## START

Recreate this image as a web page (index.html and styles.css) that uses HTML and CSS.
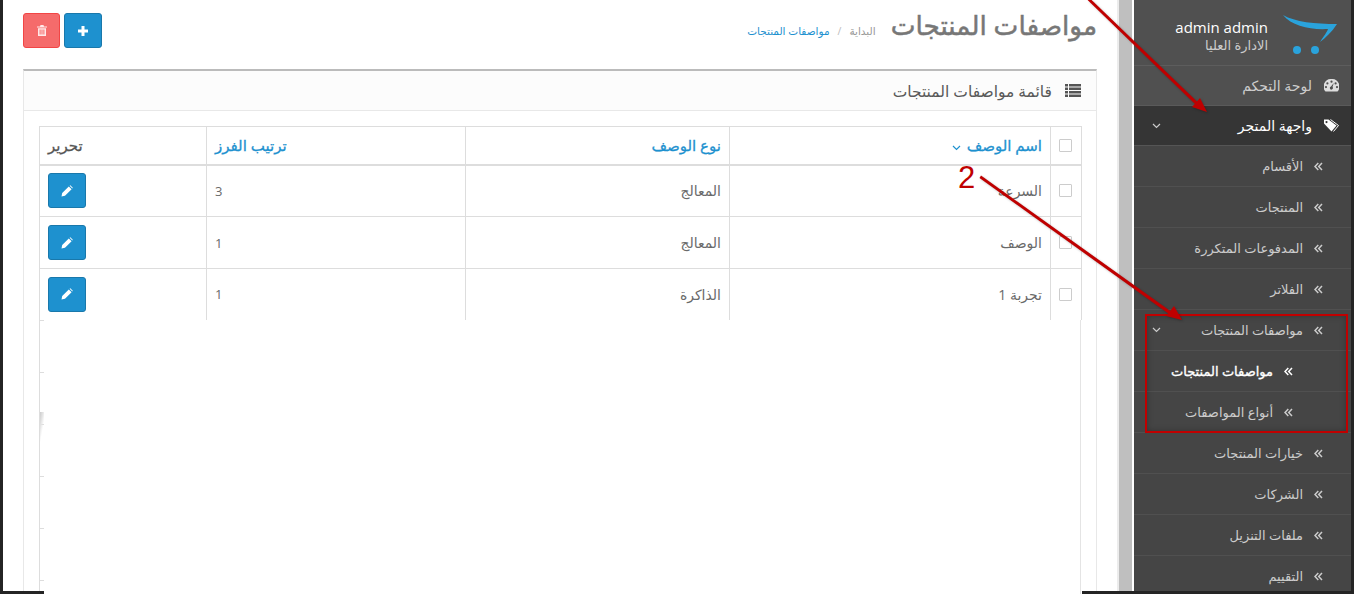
FILE: index.html
```html
<!DOCTYPE html>
<html lang="ar">
<head>
<meta charset="utf-8">
<title>مواصفات المنتجات</title>
<link rel="stylesheet" href="styles.css">
</head>
<body>
<svg class="defs" width="0" height="0">
  <symbol id="dbl" viewBox="0 0 9 9"><path d="M4.300 1L1 4.500 4.300 8M8 1L4.700 4.500 8 8" fill="none" stroke="currentColor" stroke-width="1.500"/></symbol>
  <symbol id="down" viewBox="0 0 9 6"><path d="M1 1l3.500 3.500L8 1" fill="none" stroke="currentColor" stroke-width="1.200"/></symbol>
  <symbol id="pencil" viewBox="0 0 12 12"><path d="M.5 11.500l.7-3.500L7.800 1.400l2.800 2.800L4 10.800zM8.600.7l.7-.5 2.500 2.500-.5.7z" fill="currentColor"/></symbol>
</svg>
<div class="shell">
  <div class="edge"></div>
  <main class="main">
    <header class="page-head">
      <h1 class="title">مواصفات المنتجات</h1>
      <nav class="crumbs"><span class="home">البداية</span><span class="sep">/</span><span class="here">مواصفات المنتجات</span></nav>
      <div class="actions">
        <button class="btn btn-blue"><svg width="10" height="10" viewBox="0 0 10 10"><path d="M3.500 0h3v3.500H10v3H6.500V10h-3V6.500H0v-3h3.500z" fill="#fff"/></svg></button>
        <button class="btn btn-red"><svg width="10" height="11" viewBox="0 0 10 11"><path d="M3.500 0h3l.5 1.500h3v1H0v-1h3zM1 3.300h8V11H1zM2.600 4.500v5h1v-5zM4.500 4.500v5h1v-5zM6.400 4.500v5h1v-5z" fill="#ffe9e9"/></svg></button>
      </div>
    </header>
    <section class="panel">
      <div class="panel-head">
        <svg width="16" height="13" viewBox="0 0 16 13"><path d="M0 0h3v2.500H0zM4 0h12v2.500H4zM0 3.500h3V6H0zM4 3.500h12V6H4zM0 7h3v2.500H0zM4 7h12v2.500H4zM0 10.500h3V13H0zM4 10.500h12V13H4z" fill="#555"/></svg>
        <span>قائمة مواصفات المنتجات</span>
      </div>
      <div class="panel-body">
        <table class="grid">
          <colgroup><col class="c1"><col class="c2"><col class="c3"><col class="c4"><col class="c5"></colgroup>
          <thead>
            <tr>
              <th><span class="check"></span></th>
              <th><span class="link">اسم الوصف</span> <svg class="sort" width="9" height="6"><use href="#down"/></svg></th>
              <th><span class="link">نوع الوصف</span></th>
              <th class="left"><span class="link">ترتيب الفرز</span></th>
              <th class="left">تحرير</th>
            </tr>
          </thead>
          <tbody>
            <tr><td><span class="check"></span></td><td>السرعة</td><td>المعالج</td><td class="left">3</td><td class="left"><button class="btn btn-blue"><svg width="12" height="12"><use href="#pencil"/></svg></button></td></tr>
            <tr><td><span class="check"></span></td><td>الوصف</td><td>المعالج</td><td class="left">1</td><td class="left"><button class="btn btn-blue"><svg width="12" height="12"><use href="#pencil"/></svg></button></td></tr>
            <tr class="last"><td><span class="check"></span></td><td>تجربة 1</td><td>الذاكرة</td><td class="left">1</td><td class="left"><button class="btn btn-blue"><svg width="12" height="12"><use href="#pencil"/></svg></button></td></tr>
          </tbody>
        </table>
        <div class="grid-rest"></div>
      </div>
    </section>
  </main>
  <div class="scrollbar"></div>
  <aside class="side">
    <div class="profile">
      <svg class="logo" width="54" height="40" viewBox="0 0 54 40"><path d="M0 0C12 7 32 9 54 9 49 17 42 23 37 27 41 21 44 17 45 14 27 15 9 11 0 0z" fill="#2aa3dc"/><circle cx="14" cy="35" r="4" fill="#2aa3dc"/><circle cx="32" cy="35" r="4" fill="#2aa3dc"/></svg>
      <div class="who"><div class="name" dir="ltr">admin admin</div><div class="role">الادارة العليا</div></div>
    </div>
    <a class="top">
      <svg class="ico" width="15" height="13" viewBox="0 0 15 13"><path fill-rule="evenodd" d="M7.500 0A7.500 7.500 0 0 0 1.500 12.500h12A7.500 7.500 0 0 0 7.500 0zM7.500 1.600a1 1 0 1 1 0 2.200 1 1 0 0 1 0-2.200zM3.400 3.300a1 1 0 1 1 0 2.200 1 1 0 0 1 0-2.200zM11.600 3.300a1 1 0 1 1 0 2.200 1 1 0 0 1 0-2.200zM2 7a1 1 0 1 1 0 2.200A1 1 0 0 1 2 7zM13 7a1 1 0 1 1 0 2.200A1 1 0 0 1 13 7zM9.800 4L8.500 8a1.500 1.500 0 1 1-1.500-.4z" fill="#ddd"/></svg>
      <span>لوحة التحكم</span>
    </a>
    <a class="top open">
      <svg class="ico" width="15" height="13" viewBox="0 0 15 13"><path fill-rule="evenodd" d="M0 4.500V.5h4.500L12.500 6.500 7.500 12.500zM2.500 2a1.100 1.100 0 1 0 0 2.200 1.100 1.100 0 0 0 0-2.200z" fill="#fff"/><path d="M6.500 .5L14.500 6.500 9.500 12.500" fill="none" stroke="#fff" stroke-width="1"/></svg>
      <span>واجهة المتجر</span>
      <svg class="caret" width="9" height="6"><use href="#down"/></svg>
    </a>
    <a class="item"><svg class="dbl" width="9" height="9"><use href="#dbl"/></svg><span>الأقسام</span></a>
    <a class="item"><svg class="dbl" width="9" height="9"><use href="#dbl"/></svg><span>المنتجات</span></a>
    <a class="item"><svg class="dbl" width="9" height="9"><use href="#dbl"/></svg><span>المدفوعات المتكررة</span></a>
    <a class="item"><svg class="dbl" width="9" height="9"><use href="#dbl"/></svg><span>الفلاتر</span></a>
    <a class="item"><svg class="dbl" width="9" height="9"><use href="#dbl"/></svg><span>مواصفات المنتجات</span><svg class="caret" width="9" height="6"><use href="#down"/></svg></a>
    <a class="item sub current"><svg class="dbl" width="9" height="9"><use href="#dbl"/></svg><span>مواصفات المنتجات</span></a>
    <a class="item sub"><svg class="dbl" width="9" height="9"><use href="#dbl"/></svg><span>أنواع المواصفات</span></a>
    <a class="item"><svg class="dbl" width="9" height="9"><use href="#dbl"/></svg><span>خيارات المنتجات</span></a>
    <a class="item"><svg class="dbl" width="9" height="9"><use href="#dbl"/></svg><span>الشركات</span></a>
    <a class="item"><svg class="dbl" width="9" height="9"><use href="#dbl"/></svg><span>ملفات التنزيل</span></a>
    <a class="item"><svg class="dbl" width="9" height="9"><use href="#dbl"/></svg><span>التقييم</span></a>
  </aside>
  <div class="edge right"></div>
  <div class="floor floor-a"></div>
  <div class="floor floor-b"></div>
  <div class="redbox"></div>
  <span class="step">2</span>
  <svg class="arrows" width="1354" height="594" viewBox="0 0 1354 594">
    <g fill="#bf0000" stroke="none">
      <path d="M1086.500 -1L1088.500 -3 1197.500 102 1195.500 104.500z"/>
      <path d="M1192 107L1200 98 1207 112z"/>
      <path d="M979.500 178L981 175.500 1171 311.500 1169 314z"/>
      <path d="M1166 316L1174 306 1182 320z"/>
    </g>
  </svg>
</div>
</body>
</html>
```
FILE: styles.css
```css
* { box-sizing: border-box; }
html, body { margin: 0; height: 594px; overflow: hidden; background: #fff; }
body { font-family: "Open Sans", "DejaVu Sans", sans-serif; font-size: 13px; color: #666; }
.defs { position: absolute; }

.shell { position: relative; display: flex; height: 594px; overflow: hidden; }
.edge { width: 3px; flex: none; background: #242424; }

.main { width: 1114px; flex: none; padding: 0 20px; direction: rtl; display: flex; flex-direction: column; background: #fff; }
.page-head { height: 69px; flex: none; display: flex; align-items: flex-start; gap: 15px; }
.title { margin: 10px 0 0; font-size: 26.300px; line-height: 30px; font-weight: 400; -webkit-text-stroke: .5px #777; color: #777; white-space: nowrap; }
.crumbs { margin-top: 24px; display: flex; gap: 8px; font-size: 10.500px; line-height: 14px; white-space: nowrap; }
.home { color: #999; }
.sep { color: #bbb; }
.here { color: #1e91cf; }
.actions { margin-right: auto; margin-top: 13px; display: flex; gap: 4px; }

.btn { display: flex; align-items: center; justify-content: center; height: 35px; padding: 0; border-radius: 3px; border: 1px solid; color: #fff; }
.btn-blue { width: 38px; background: #1e91cf; border-color: #1978ab; }
.btn-red { width: 37px; background: #f56b6b; border-color: #f24545; }

.panel { flex: 1; display: flex; flex-direction: column; border: 1px solid #e8e8e8; border-top: 2px solid #bbb; border-bottom: 0; }
.panel-head { height: 40px; flex: none; display: flex; align-items: center; gap: 13px; padding: 0 15px; background: #fcfcfc; border-bottom: 1px solid #e8e8e8; font-size: 15.500px; color: #595959; }
.panel-body { flex: 1; display: flex; flex-direction: column; padding: 15px 15px 0; }

.grid { width: 100%; margin-right: -1px; flex: none; table-layout: fixed; border-collapse: collapse; }
.c1 { width: 31px; }
.c2 { width: 321px; }
.c3 { width: 264px; }
.c4 { width: 259px; }
.c5 { width: 167px; }
.grid th, .grid td { border: 1px solid #ddd; padding: 0 8px; text-align: right; }
.grid th { height: 38px; font-size: 15px; font-weight: 400; -webkit-text-stroke: .3px #555; color: #555; border-bottom-width: 2px; }
.grid td { height: 52px; font-size: 14px; color: #6a6a6a; }
.grid .last td { height: 51px; border-bottom: 0; }
.grid th:first-child, .grid td:first-child { padding: 0 9px; }
.grid .left { text-align: left; }
.grid td.left { font-size: 13px; }
.grid .left .btn { margin-right: auto; }
.link { color: #1e91cf; }
.grid th .link { -webkit-text-stroke-color: #1e91cf; }
.sort { color: #1e91cf; margin-right: 2px; }
.check { display: block; width: 13px; height: 13px; border: 1px solid #ccc; background: #fff; border-radius: 1px; }
.grid-rest { flex: 1; width: 100%; border-left: 1px solid #ddd; border-right: 1px solid #e4e4e4; background: linear-gradient(100deg, #ccc 0, #e4e4e4 30%, transparent 60%) left 0 top 92px / 4px 32px no-repeat, repeating-linear-gradient(to bottom, #ddd 0, #ddd 1px, transparent 1px, transparent 52px) left top / 4px 100% no-repeat; }

.scrollbar { width: 15px; flex: none; background: #bfbfbf; border-left: 2px solid #ececec; }
.side { width: 219px; flex: none; direction: rtl; border-left: 2px solid #fff; background: #454545; color: #ccc; }
.profile { height: 66px; display: flex; align-items: flex-start; gap: 15px; padding: 15px 14px 0 0; background: #505050; border-bottom: 1px solid #5d5d5d; }
.logo { flex: none; }
.who { padding-top: 2px; }
.name { font-size: 15px; line-height: 20px; color: #fff; text-align: right; }
.role { font-size: 13px; line-height: 16px; color: #ccc; }
.top, .item { display: flex; align-items: center; height: 41px; border-bottom: 1px solid #505050; white-space: nowrap; }
.top { height: 40px; padding: 0 12px 0 18px; gap: 12px; font-size: 14px; background: #505050; border-bottom-color: #5a5a5a; }
.top.open { background: #353535; color: #fff; border-bottom-color: #555; }
.item { padding: 0 28px 0 18px; gap: 11px; }
.dbl { flex: none; }
.caret { margin-right: auto; flex: none; color: #ccc; }
.sub { padding-right: 58px; }
.current { color: #fff; -webkit-text-stroke: .35px #fff; }

.floor { position: absolute; bottom: 0; height: 3px; background: #242424; }
.floor-a { left: 0; width: 44px; }
.floor-b { left: 1082px; right: 0; }
.redbox { position: absolute; left: 1145px; top: 314px; width: 203px; height: 119px; border: 2px solid #c00000; box-shadow: inset 0 0 6px rgba(0,0,0,.25); }
.step { position: absolute; left: 958px; top: 160px; font-family: "Liberation Sans", sans-serif; font-size: 31px; line-height: 36px; color: #bf0000; }
.arrows { position: absolute; left: 0; top: 0; pointer-events: none; filter: drop-shadow(1px 1px 1px rgba(0,0,0,.25)); }
```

## END

→ **Short task**
Pick out, from the lines above, every one that contains the string "page".

→ **Result**
Recreate this image as a web page (index.html and styles.css) that uses HTML and CSS.
    <header class="page-head">
.page-head { height: 69px; flex: none; display: flex; align-items: flex-start; gap: 15px; }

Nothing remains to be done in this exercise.